Stored data:

◆ ◆ ◆ ◆ ◆ ◆ ◆

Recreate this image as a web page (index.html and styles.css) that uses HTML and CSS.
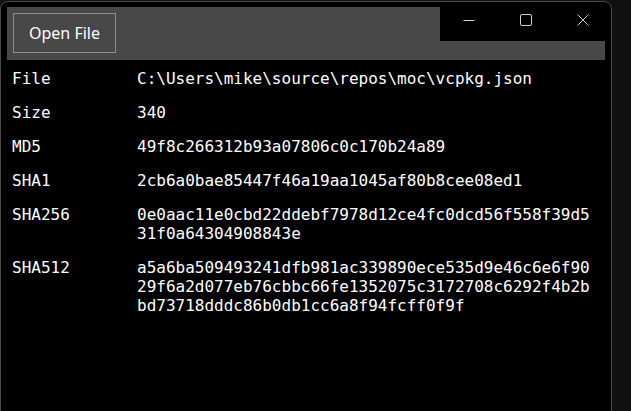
FILE: index.html
```html
<!DOCTYPE html>
<html>
<head>
<meta charset="utf-8">
<link rel="stylesheet" href="styles.css">
</head>
<body>
<div class="window">
  <div class="caption">
    <div class="cap-btn">
      <svg width="12" height="12" viewBox="0 0 12 12"><path d="M0.5 6.5H11.5" stroke="#cfcfcf" stroke-width="1" fill="none"/></svg>
    </div>
    <div class="cap-btn">
      <svg width="12" height="12" viewBox="0 0 12 12"><rect x="0.5" y="0.5" width="11" height="11" rx="1.5" stroke="#cfcfcf" stroke-width="1" fill="none"/></svg>
    </div>
    <div class="cap-btn">
      <svg width="12" height="12" viewBox="0 0 12 12"><path d="M0.5 0.5L11.5 11.5M11.5 0.5L0.5 11.5" stroke="#cfcfcf" stroke-width="1" fill="none"/></svg>
    </div>
  </div>
  <div class="toolbar">
    <button class="open-btn">Open File</button>
  </div>
  <div class="info">
    <div class="label">File</div><div class="value">C:\Users\mike\source\repos\moc\vcpkg.json</div>
    <div class="label">Size</div><div class="value">340</div>
    <div class="label">MD5</div><div class="value">49f8c266312b93a07806c0c170b24a89</div>
    <div class="label">SHA1</div><div class="value">2cb6a0bae85447f46a19aa1045af80b8cee08ed1</div>
    <div class="label">SHA256</div><div class="value">0e0aac11e0cbd22ddebf7978d12ce4fc0dcd56f558f39d531f0a64304908843e</div>
    <div class="label">SHA512</div><div class="value">a5a6ba509493241dfb981ac339890ece535d9e46c6e6f9029f6a2d077eb76cbbc66fe1352075c3172708c6292f4b2bbd73718dddc86b0db1cc6a8f94fcff0f9f</div>
  </div>
</div>
</body>
</html>
```

FILE: styles.css
```css
html, body {
  margin: 0;
  padding: 0;
  background: #111111;
  width: 631px;
  height: 411px;
  overflow: hidden;
}

.window {
  position: relative;
  box-sizing: border-box;
  margin-top: 1px;
  width: 612px;
  height: 430px;
  background: #000;
  border: 1px solid #4a4a4a;
  border-radius: 8px 8px 0 0;
  padding: 5px 6px 0 6px;
}

.caption {
  position: absolute;
  top: 0;
  left: 439px;
  height: 39px;
  display: flex;
  background: #000;
  border-top-right-radius: 8px;
}

.cap-btn {
  width: 57px;
  height: 36px;
  display: flex;
  align-items: center;
  justify-content: center;
}

.cap-btn svg {
  display: block;
}

.toolbar {
  background: #484848;
  height: 53px;
  box-sizing: border-box;
  padding: 6px;
}

.open-btn {
  box-sizing: border-box;
  width: 103px;
  height: 40px;
  background: #484848;
  border: 1px solid #8c8c8c;
  border-radius: 0;
  color: #ffffff;
  font-family: "Noto Sans", "Open Sans", sans-serif;
  font-size: 16px;
  padding: 0 0 1px 0;
  margin: 0;
}

.info {
  display: grid;
  grid-template-columns: 125px 456px;
  row-gap: 15px;
  padding: 9px 0 0 5px;
  font-family: "DejaVu Sans Mono", monospace;
  font-size: 16px;
  line-height: 19px;
  color: #ffffff;
}

.value {
  word-break: break-all;
}
```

◆ ◆ ◆ ◆ ◆ ◆ ◆

Task to complete:
Scan the lines above for "index", then copy every one that has it.

Response to this exercise:
Recreate this image as a web page (index.html and styles.css) that uses HTML and CSS.
FILE: index.html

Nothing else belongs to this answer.